Massey University researchers say more must be done to humanely manage the canine population in Samoa.
Dr Els Acke and Dr Kate Hill in collaboration with Mark Farnworth, a Massey PhD student who is a lecturer at Unitec, have carried out a number of research projects in Samoa.
Massey University veterinary science students have also visited Samoa regularly and in conjunction with the Animal Protection Society of Samoa, have neutered over 900 dogs.
Dr Hill, of the Institute of Veterinary, Animal and Biomedical Sciences, says work is needed to help limit the spread of disease, improve the welfare of dogs and protect locals and tourists from bites. "Strategies must include education and improved veterinary provision if dogs and people are to benefit in the long-term."
She says dogs in Samoa live a different life than that of New Zealand dogs. "They are never kept on a leash, and even though most dogs technically are owned by someone they are free to roam the streets, so they often get hit by cars."

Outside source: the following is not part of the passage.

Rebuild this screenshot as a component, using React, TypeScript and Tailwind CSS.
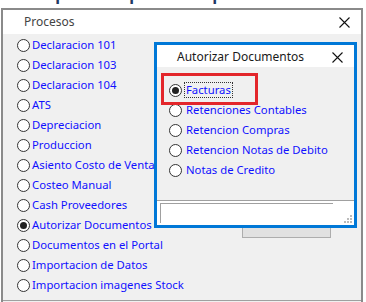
import React from "react";

const procesos = [
  "Declaracion 101",
  "Declaracion 103",
  "Declaracion 104",
  "ATS",
  "Depreciacion",
  "Produccion",
  "Asiento Costo de Ventas",
  "Costeo Manual",
  "Cash Proveedores",
  "Autorizar Documentos",
  "Documentos en el Portal",
  "Importacion de Datos",
  "Importacion imagenes Stock",
];

const documentos = [
  "Facturas",
  "Retenciones Contables",
  "Retencion Compras",
  "Retencion Notas de Debito",
  "Notas de Credito",
];

function Radio({ checked }: { checked?: boolean }) {
  return (
    <span className="w-[13px] h-[13px] rounded-full border border-[#333] bg-white flex items-center justify-center shrink-0">
      {checked && <span className="w-[7px] h-[7px] rounded-full bg-[#222]" />}
    </span>
  );
}

function CloseX() {
  return (
    <svg width="11" height="11" viewBox="0 0 11 11">
      <path d="M0.5 0.5 L10.5 10.5 M10.5 0.5 L0.5 10.5" stroke="#111" strokeWidth="1.1" />
    </svg>
  );
}

export default function App() {
  return (
    <div
      className="relative w-[366px] h-[302px] overflow-hidden bg-white"
      style={{ fontFamily: '"Noto Sans", "DejaVu Sans", sans-serif' }}
    >
      {/* texto recortado arriba */}
      <div className="h-[7px] overflow-hidden">
        <div className="-mt-[16px] whitespace-nowrap text-[16px] leading-[20px] font-bold text-[#1f3864] pl-[1px] tracking-[0.3px]">
          En la opción de procesos quedan deshabilitadas las opciones de la
        </div>
      </div>

      {/* ventana Procesos */}
      <div className="mt-[1px] ml-[1px] w-[362px] h-[294px] border-2 border-b-0 border-[#8a8a8a] flex flex-col">
        <div className="h-[24px] bg-white flex items-center justify-between pl-[21px] pr-[11px] shrink-0">
          <span className="text-[12px] text-[#444]">Procesos</span>
          <CloseX />
        </div>
        <div className="flex-1 bg-[#f0f0f0] pt-[1px] pl-[14px] flex flex-col">
          {procesos.map((p, i) => (
            <div key={p} className="h-[20px] flex items-center gap-[2px] whitespace-nowrap">
              <Radio checked={i === 9} />
              <span className="text-[11.3px] text-[#1010ff]">{p}</span>
            </div>
          ))}
          <div className="mt-auto mb-[1px] -ml-[14px] h-[1px] bg-[#a0a0a0]" />
        </div>
      </div>

      {/* boton detras del dialogo */}
      <div className="absolute left-[242px] top-[212px] w-[89px] h-[26px] bg-[#e1e1e1] border border-[#adadad]" />

      {/* dialogo Autorizar Documentos */}
      <div className="absolute left-[154px] top-[42px] w-[203px] h-[186px] border-[3px] border-[#0078d7] flex flex-col">
        <div className="h-[22px] bg-white flex items-center justify-between pl-[20px] pr-[11px] pt-[2px] shrink-0">
          <span className="text-[12px] text-[#1a1a1a]">Autorizar Documentos</span>
          <CloseX />
        </div>
        <div className="flex-1 bg-[#f0f0f0] pt-[13px] pl-[12px] flex flex-col">
          {documentos.map((d, i) => (
            <div key={d} className="h-[20px] flex items-center gap-[2px] whitespace-nowrap">
              <Radio checked={i === 0} />
              <span
                className={
                  "text-[11.3px] text-[#1010ff] leading-[14px] px-[1px] " +
                  (i === 0 ? "border border-dotted border-[#333]" : "border border-transparent")
                }
              >
                {d}
              </span>
            </div>
          ))}
        </div>
        <div className="h-[1px] bg-[#a0a0a0] shrink-0" />
        <div className="h-[24px] bg-white shrink-0 relative pt-[2px] pl-[3px]">
          <div className="w-[173px] h-[20px] border-t border-l border-[#a0a0a0]" />
          <div className="absolute right-[2px] bottom-[2px] grid grid-cols-3 gap-[1px]">
            <span />
            <span />
            <span className="w-[2px] h-[2px] bg-[#bbb]" />
            <span />
            <span className="w-[2px] h-[2px] bg-[#bbb]" />
            <span className="w-[2px] h-[2px] bg-[#bbb]" />
            <span className="w-[2px] h-[2px] bg-[#bbb]" />
            <span className="w-[2px] h-[2px] bg-[#bbb]" />
            <span className="w-[2px] h-[2px] bg-[#bbb]" />
          </div>
        </div>
        {/* recuadro rojo */}
        <div className="absolute left-[4px] top-[28px] w-[97px] h-[32px] border-[3px] border-[#e3262b]" />
      </div>
    </div>
  );
}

But Mr Farnworth says while it may seem these dogs are ownerless and not cared about, the reality is different. "My research indicates that these dogs are still important to the Samoan people and described by many as 'one of the family'," he says. "A recent survey also shows tourists are generally sympathetic to the plight of these dogs."
A study conducted of tourists in Samoa, recently submitted for publication, found 64 per cent of tourists had had a negative interaction with a dog while there. More than 80 per cent of tourists said there needed to be better management of the dog population and nearly all respondents felt humane management was the most important tool to achieve that end.
Dr Hill says one of the major issues is disease, as a number of easily prevented diseases and parasites are rife in the Samoan dog population.
"The high population of dogs, and their close contact with people, make them a possible threat to public health since they may pose as reservoirs for agents causing human disease," she says. "A masters project conducted by Ros Carslake, tested 242 dogs during 2010-11 for a number of diseases and found that more than 90 per cent had hookworm. Almost half had another parasite, Dirofilaria immitis (heart worm), while other diseases were also common."
The research findings show a need for more dialogue around the provision of veterinary services and humane population management for dogs in Samoa, the group says. "It is apparent a better management programme will improve the experience of local Samoans, visitors to Samoa and Samoan dogs alike."